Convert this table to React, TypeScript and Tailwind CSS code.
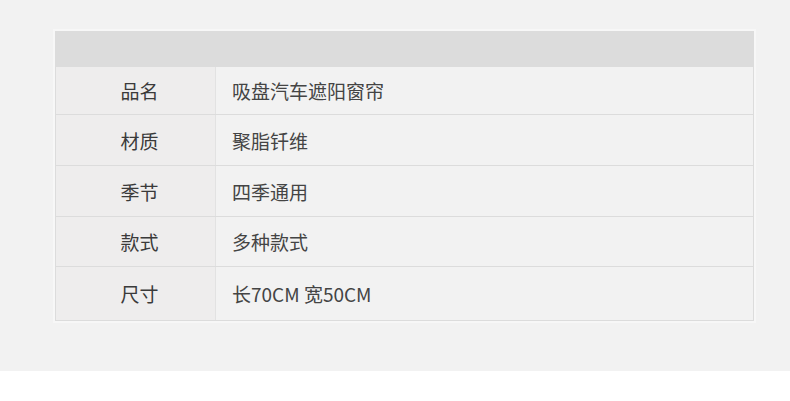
import React from "react";

const rows: { k: string; v: string; h: string }[] = [
  { k: "品名", v: "吸盘汽车遮阳窗帘", h: "h-[48px]" },
  { k: "材质", v: "聚脂钎维", h: "h-[51px]" },
  { k: "季节", v: "四季通用", h: "h-[51px]" },
  { k: "款式", v: "多种款式", h: "h-[50px]" },
  { k: "尺寸", v: "长70CM 宽50CM", h: "h-[53px]" },
];

export default function App() {
  return (
    <div
      className="w-[790px] h-[401px] bg-white"
      style={{ fontFamily: '"Noto Sans CJK SC", "Noto Sans", sans-serif' }}
    >
      <div className="h-[371px] bg-[#f2f2f2] pt-[31px] pl-[55px]">
        <div className="w-[699px] border border-t-0 border-[#dcdcdc] shadow-[0_0_0_2px_#f7f7f7]">
          <div className="h-[36px] bg-[#dcdcdc]" />
          {rows.map((r, i) => (
            <div
              key={i}
              className={`flex ${r.h} ${i < rows.length - 1 ? "border-b border-[#dcdcdc]" : ""}`}
            >
              <div className="w-[160px] border-r border-[#e2e2e2] bg-[#eeeded] flex items-center justify-center pl-[8px] pt-[2px] text-[19px] text-[#3a3a3a]">
                {r.k}
              </div>
              <div className="flex-1 flex items-center pl-[16px] pt-[2px] text-[19px] text-[#444]">
                {r.v}
              </div>
            </div>
          ))}
        </div>
      </div>
    </div>
  );
}
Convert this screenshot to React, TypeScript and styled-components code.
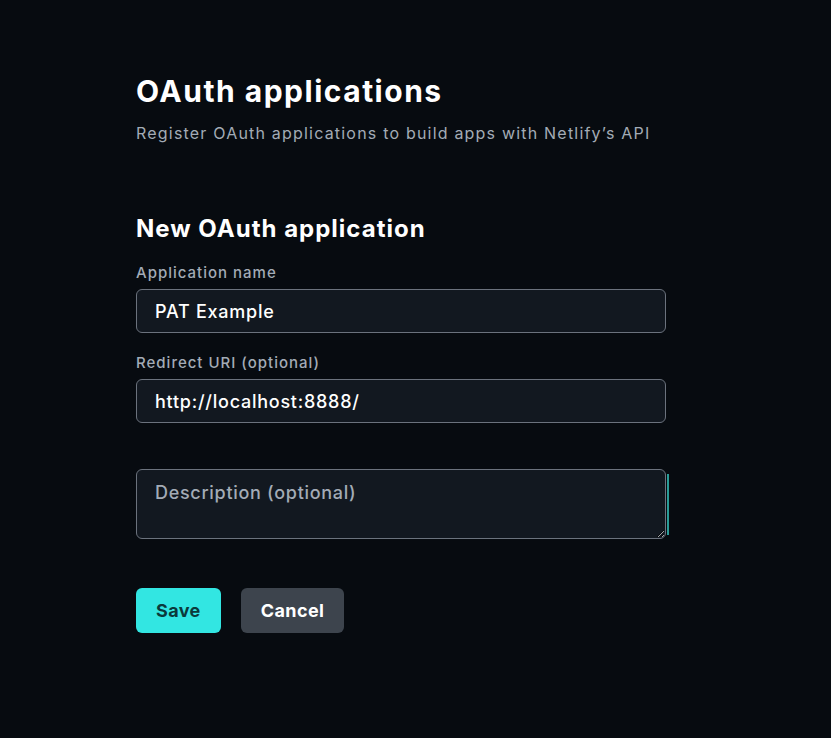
import * as React from 'react'
import styled, { createGlobalStyle } from 'styled-components'

const colors = {
  page: '#070b10',
  field: '#121820',
  border: '#6b727d',
  white: '#ffffff',
  muted: '#a3abb6',
  teal: '#32e6e2',
  tealDark: '#0b3a3b',
  grey: '#3d444d',
}

const GlobalStyle = createGlobalStyle`
  html, body {
    margin: 0;
    padding: 0;
    background: ${colors.page};
    font-family: Inter, "Liberation Sans", sans-serif;
    color: ${colors.white};
  }
  * {
    box-sizing: border-box;
  }
`

const Page = styled.main`
  min-height: 738px;
  padding: 72px 0 0 136px;
`

const Header = styled.header`
  display: flex;
  flex-direction: column;
  gap: 11px;
  margin-bottom: 68px;
`

const Title = styled.h1`
  margin: 0;
  font-size: 30px;
  line-height: 38px;
  font-weight: 700;
  letter-spacing: 1.5px;
`

const Subtitle = styled.p`
  margin: 0;
  font-size: 16px;
  line-height: 24px;
  color: ${colors.muted};
  letter-spacing: 1.2px;
`

const Form = styled.form`
  width: 530px;
  display: flex;
  flex-direction: column;
`

const SectionTitle = styled.h2`
  margin: 0 0 18px;
  font-size: 24px;
  line-height: 32px;
  font-weight: 700;
  letter-spacing: 1px;
`

const Field = styled.label<{ $gap?: number }>`
  display: flex;
  flex-direction: column;
  gap: 6px;
  margin-bottom: ${({ $gap }) => $gap ?? 20}px;
`

const Label = styled.span`
  font-size: 15px;
  line-height: 20px;
  font-weight: 500;
  color: ${colors.muted};
  letter-spacing: 1px;
`

const Input = styled.input`
  height: 44px;
  width: 100%;
  padding: 0 18px;
  border: 1px solid ${colors.border};
  border-radius: 6px;
  background: ${colors.field};
  color: ${colors.white};
  font-family: inherit;
  font-size: 18px;
  font-weight: 500;
  letter-spacing: 0.75px;
  outline: none;
`

const TextAreaWrap = styled.div`
  position: relative;
  margin-bottom: 49px;
  &::after {
    content: '';
    position: absolute;
    top: 5px;
    bottom: 4px;
    right: -3px;
    width: 2px;
    background: #2a9c98;
  }
`

const TextArea = styled.textarea`
  display: block;
  width: 100%;
  height: 70px;
  padding: 12px 18px;
  border: 1px solid ${colors.border};
  border-radius: 6px;
  background: ${colors.field};
  color: ${colors.white};
  font-family: inherit;
  font-size: 18px;
  font-weight: 500;
  letter-spacing: 0.7px;
  resize: vertical;
  outline: none;
  &::placeholder {
    color: ${colors.muted};
  }
`

const Actions = styled.div`
  display: flex;
  gap: 20px;
`

const Button = styled.button<{ $primary?: boolean }>`
  height: 45px;
  padding: 0 20px;
  border: none;
  border-radius: 6px;
  font-family: inherit;
  font-size: 18px;
  font-weight: 700;
  letter-spacing: 0.4px;
  cursor: pointer;
  background: ${({ $primary }) => ($primary ? colors.teal : colors.grey)};
  color: ${({ $primary }) => ($primary ? colors.tealDark : colors.white)};
`

const App = () => (
  <>
    <GlobalStyle />
    <Page>
      <Header>
        <Title>OAuth applications</Title>
        <Subtitle>Register OAuth applications to build apps with Netlify’s API</Subtitle>
      </Header>
      <Form onSubmit={(e) => e.preventDefault()}>
        <SectionTitle>New OAuth application</SectionTitle>
        <Field>
          <Label>Application name</Label>
          <Input defaultValue="PAT Example" />
        </Field>
        <Field $gap={46}>
          <Label>Redirect URI (optional)</Label>
          <Input defaultValue="http://localhost:8888/" />
        </Field>
        <TextAreaWrap>
          <TextArea placeholder="Description (optional)" />
        </TextAreaWrap>
        <Actions>
          <Button $primary type="submit">Save</Button>
          <Button type="button">Cancel</Button>
        </Actions>
      </Form>
    </Page>
  </>
)

export default App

═══

▸ **Objective**: Using the listing above, return all lines where the word "components" occurs.

▸ **Written reply**:
Convert this screenshot to React, TypeScript and styled-components code.
import styled, { createGlobalStyle } from 'styled-components'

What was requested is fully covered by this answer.